Published on October 15, 1997

Common
One Day It'll All Make Sense
Relativity

IN THIS DAY and age, indicting a rap artist for gratuitous braggadocio is akin to faulting a jazz soloist for free-form improvisation. Folks should know by now that self-promotion is fundamental to a proper hip-hop aesthetic, the real lyrical litmus test lying in an MC's balance between acidic metaphor and basic human perspective. And the functional beauty of the hip-hop boast is that it is self-monitoring--betray or overstate your abilities and, sooner or later, you're unplugged.

Music critics, being a typically lazy breed, will likely laud this third LP from Chicago rapper Common as anything but common, and smugly leave it at that. But it takes diligence to appreciate the rare skills that lift this rhyme sayer above the current norm.
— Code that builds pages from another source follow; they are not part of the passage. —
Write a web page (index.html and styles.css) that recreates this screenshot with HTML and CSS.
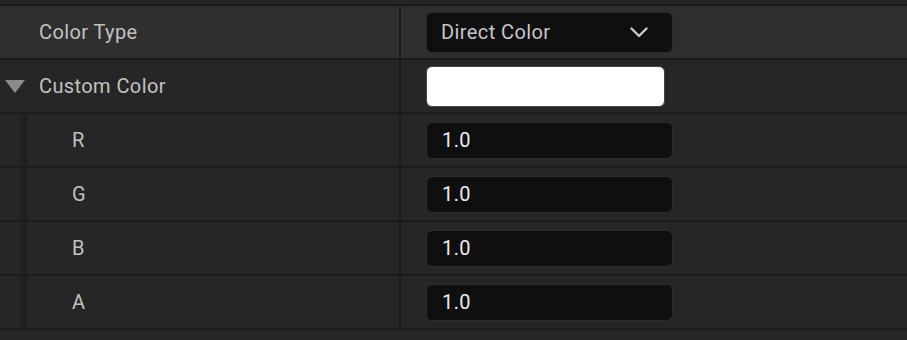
FILE: index.html
```html
<!DOCTYPE html>
<html>
<head>
<meta charset="utf-8">
<link rel="stylesheet" href="styles.css">
</head>
<body>
<div class="panel">
  <div class="strip"></div>
  <div class="row hover">
    <div class="name"><span class="label top">Color Type</span></div>
    <div class="value">
      <div class="combo">
        <span>Direct Color</span>
        <svg class="chev" width="18" height="11" viewBox="0 0 18 11"><path d="M1.5 1.5 L9 9 L16.5 1.5" fill="none" stroke="#c9c9c9" stroke-width="2.4" stroke-linecap="round" stroke-linejoin="round"/></svg>
      </div>
    </div>
  </div>
  <div class="row">
    <div class="name">
      <svg class="tri" width="20" height="13" viewBox="0 0 20 13"><path d="M0 0 H20 L10 13 Z" fill="#8b8b8b"/></svg>
      <span class="label parent">Custom Color</span>
    </div>
    <div class="value"><div class="swatch"></div></div>
  </div>
  <div class="row">
    <div class="name child"><div class="indent"></div><div class="band"></div><span class="label sub">R</span></div>
    <div class="value"><div class="num">1.0</div></div>
  </div>
  <div class="row">
    <div class="name child"><div class="indent"></div><div class="band"></div><span class="label sub">G</span></div>
    <div class="value"><div class="num">1.0</div></div>
  </div>
  <div class="row">
    <div class="name child"><div class="indent"></div><div class="band"></div><span class="label sub">B</span></div>
    <div class="value"><div class="num">1.0</div></div>
  </div>
  <div class="row">
    <div class="name child"><div class="indent"></div><div class="band"></div><span class="label sub">A</span></div>
    <div class="value"><div class="num">1.0</div></div>
  </div>
</div>
</body>
</html>
```
FILE: styles.css
```css
html, body {
  margin: 0;
  padding: 0;
  background: #262626;
  font-family: Roboto, "Noto Sans", sans-serif;
  font-size: 20px;
  letter-spacing: 0.4px;
  overflow: hidden;
}
.panel {
  width: 907px;
}
.strip {
  height: 4px;
  background: #262626;
  border-bottom: 2px solid #1b1b1b;
}
.row {
  display: flex;
  height: 52px;
  background: #262626;
  border-bottom: 2px solid #1b1b1b;
}
.row.hover {
  background: #2f2f2f;
}
.name {
  width: 399px;
  display: flex;
  align-items: center;
}
.label {
  color: #c2c2c2;
}
.label.top {
  padding-left: 39px;
}
.tri {
  margin-left: 5px;
  margin-top: 1px;
}
.label.parent {
  padding-left: 14px;
}
.name.child {
  align-items: stretch;
}
.indent {
  width: 20px;
}
.band {
  width: 7px;
  background: linear-gradient(to right, #222222, #1c1c1c);
}
.label.sub {
  display: flex;
  align-items: center;
  padding-left: 45px;
}
.value {
  flex: 1;
  border-left: 2px solid #1b1b1b;
  padding-left: 25px;
  display: flex;
  align-items: center;
}
.combo {
  box-sizing: border-box;
  width: 247px;
  height: 41px;
  background: #0f0f0f;
  border: 1px solid #2a2a2a;
  border-radius: 6px;
  display: flex;
  align-items: center;
  justify-content: space-between;
  padding: 0 24px 0 14px;
  color: #c6c6c6;
}
.chev {
  margin-top: 1px;
}
.swatch {
  box-sizing: border-box;
  width: 239px;
  height: 41px;
  background: #ffffff;
  border: 1px solid #444444;
  border-radius: 6px;
}
.num {
  box-sizing: border-box;
  width: 247px;
  height: 37px;
  background: #0f0f0f;
  border: 1px solid #2e2e2e;
  border-radius: 6px;
  display: flex;
  align-items: center;
  padding-left: 15px;
  color: #ececec;
}
```
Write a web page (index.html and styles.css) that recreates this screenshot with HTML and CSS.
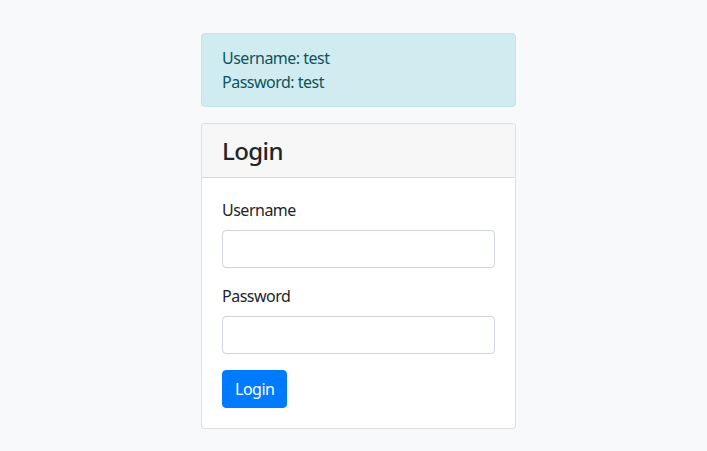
FILE: index.html
```html
<!DOCTYPE html>
<html lang="en">
<head>
    <meta charset="UTF-8">
    <meta name="viewport" content="width=device-width, initial-scale=1.0">
    <title>Login</title>
    <link rel="stylesheet" href="styles.css">
</head>
<body>
    <div class="page">
        <!-- hint -->
        <div class="alert">
            Username: test<br>
            Password: test
        </div>

        <!-- login card -->
        <div class="card">
            <div class="card-header">
                <h3>Login</h3>
            </div>
            <form class="card-body">
                <div class="form-group">
                    <label for="username">Username</label>
                    <input type="text" id="username" class="form-control">
                </div>
                <div class="form-group">
                    <label for="password">Password</label>
                    <input type="password" id="password" class="form-control">
                </div>
                <button type="button" class="btn">Login</button>
            </form>
        </div>
    </div>
</body>
</html>
```

FILE: styles.css
```css
body {
    margin: 0;
    background: #f8f9fa;
    color: #212529;
    font-family: "Noto Sans", "Open Sans", sans-serif;
    font-size: 16px;
    line-height: 24px;
    letter-spacing: -0.5px;
}

.page {
    width: 315px;
    margin: 33px 0 0 201px;
}

/* alert */
.alert {
    padding: 12px 20px;
    background: #d1ecf1;
    border: 1px solid #bee5eb;
    border-radius: 4px;
    color: #0c5460;
    margin-bottom: 16px;
}

/* card */
.card {
    background: #fff;
    border: 1px solid rgba(0, 0, 0, .125);
    border-radius: 4px;
}

.card-header {
    padding: 12px 20px;
    background: #f7f7f7;
    border-bottom: 1px solid rgba(0, 0, 0, .125);
    border-radius: 3px 3px 0 0;
}

.card-header h3 {
    margin: 0;
    font-size: 24px;
    font-weight: 500;
    line-height: 29px;
    letter-spacing: -0.6px;
}

.card-body {
    display: block;
    padding: 20px;
}

.form-group {
    margin-bottom: 16px;
}

.form-group label {
    display: block;
    margin-bottom: 8px;
}

.form-control {
    display: block;
    box-sizing: border-box;
    width: 100%;
    height: 38px;
    padding: 6px 12px;
    border: 1px solid #ced4da;
    border-radius: 4px;
    font: inherit;
    background: #fff;
}

.btn {
    display: block;
    height: 38px;
    padding: 6px 12px;
    border: 1px solid #007bff;
    border-radius: 4px;
    background: #007bff;
    color: #fff;
    font: inherit;
    letter-spacing: -0.5px;
}
```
Among these, surely, is networking, as evidenced here by the roster of cameo contributors on One Day It'll All Make Sense: members of the Fugees, De La Soul, Goodie Mob, A Tribe Called Quest, the Roots and Group Home all appear, as does soul-sister-of-the-moment Erykah Badu.

But none of these names can take credit for "Retrospect for Life," beginning with a sampled ultrasound heartbeat that blooms into a meditation on manhood. Directly addressing his just-aborted child and its would-be mother, Common transcends the murky politics of choice and gathers essential truths: "315 dollars ain't worth your soul," he raps. And yeah, that's femme Fugee Lauryn Hill copping a Stevie Wonder vocal style on the chorus, but next to Common's uncanny brand of candor, she's merely window dressing.
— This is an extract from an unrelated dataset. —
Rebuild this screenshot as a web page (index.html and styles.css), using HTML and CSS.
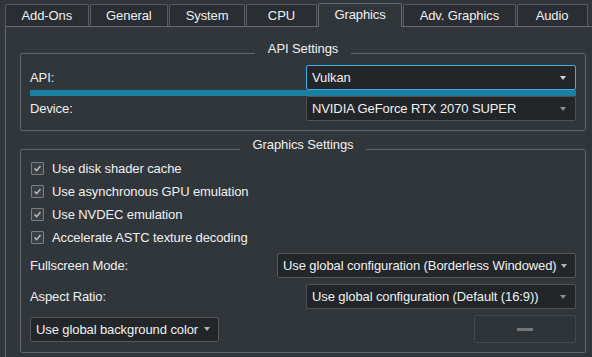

Skip to "Real Nigga Quotes" or "Food for Funk" if you'd rather hear the MC's (prerequisite) playful blood lust, as he teases tasty beats with a healthy ego and even healthier rhythmic flirtation. Then watch as the retro-active "Stolen Moments" trilogy revives the deductive vibe of an old-school story-rhyme; and notice that, from the inside-cover art to the vérité vocals contributed by his father, Common is constantly preoccupied with family, hard lessons, and growing into someone worth bragging about.